But as soon as the moisture is sucked out of the mortar by the porous rubble,
and the lime and sand separate and disunite, the rubble can no longer adhere
to them and the wall will in time become a ruin.
3. This we may learn from several monuments in the environs of the city,
which are built of marble or dimension stone, but on the inside packed
with masonry between the outer walls. In the course of time, the mortar
has lost its strength, which has been sucked out of it by the porousness
of the rubble; and so the monuments are tumbling down and going to pieces,
with their joints loosened by the settling of the material that bound them
together.
4. He who wishes to avoid such a disaster should leave a cavity behind
the facings, and on the inside build walls two feet thick, made of red
dimension stone or burnt brick or lava in courses, and then bind them to
the fronts by means of iron clamps and lead. For thus his work, being no
mere heap of material but regularly laid in courses, will be strong enough
to last forever without a flaw, because the beds and builds, all settling
equally and bonded at the joints, will not let the work bulge out, nor
allow the fall of the face walls which have been tightly fastened together.

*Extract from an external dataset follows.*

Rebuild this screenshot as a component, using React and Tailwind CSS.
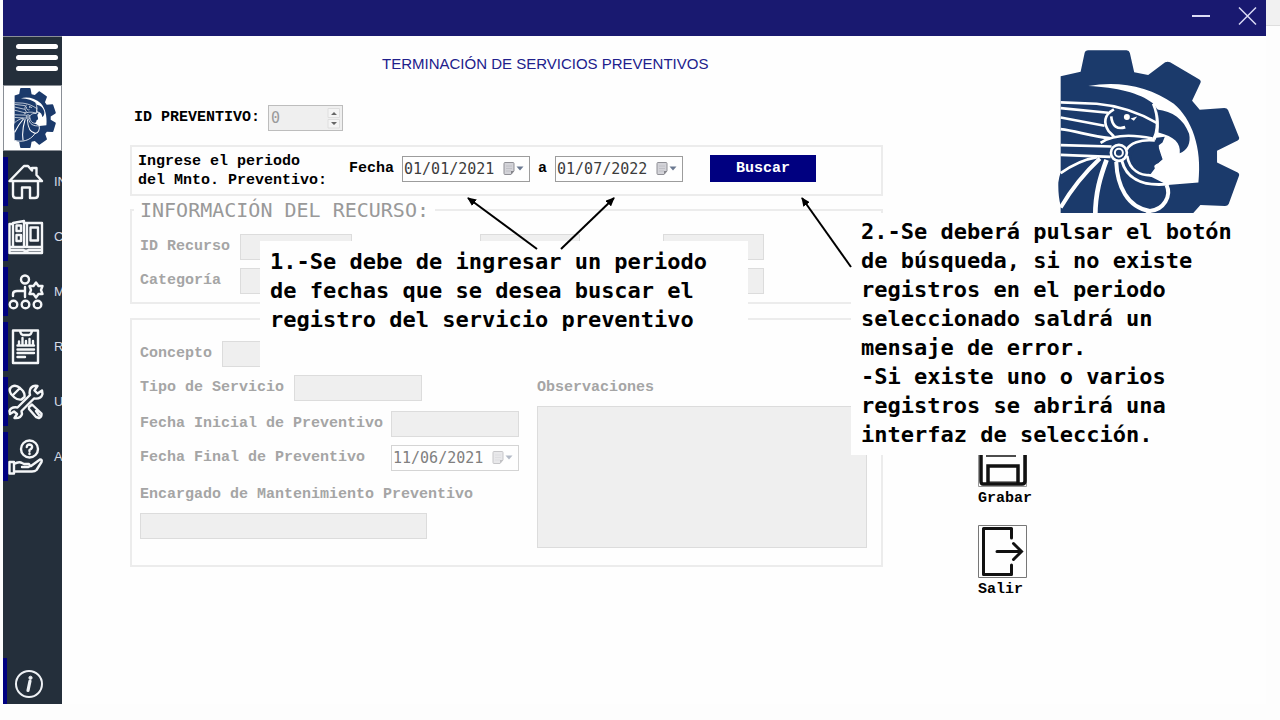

5. Consequently, the method of construction employed by the Greeks is
not to be despised. They do not use a structure of soft rubble polished
on
the outside, but whenever they forsake dimension stone, they lay courses
of lava or of some hard stone, and, as though building with brick, they
bind the upright joints by interchanging the direction of the stones as
they lie in the courses. Thus they attain to a perfection that will endure
to eternity. These structures are of two kinds. One of them is called "isodomum,"
the other "pseudisodomum."
6. A wall is called isodomum when all the courses are of equal height;
pseudisodomum, when the rows of courses do not match but run unequally.
Both kinds are strong: first, because the rubble itself is of close texture
and solid, unable to suck the moisture out of the mortar, but keeping it
in its moist condition for a very long period; secondly, because the beds
of the stones, being laid smooth and level to begin with, keep the mortar
from falling, and, as they are bonded throughout the entire thickness of
the wall, they hold together for a very long period.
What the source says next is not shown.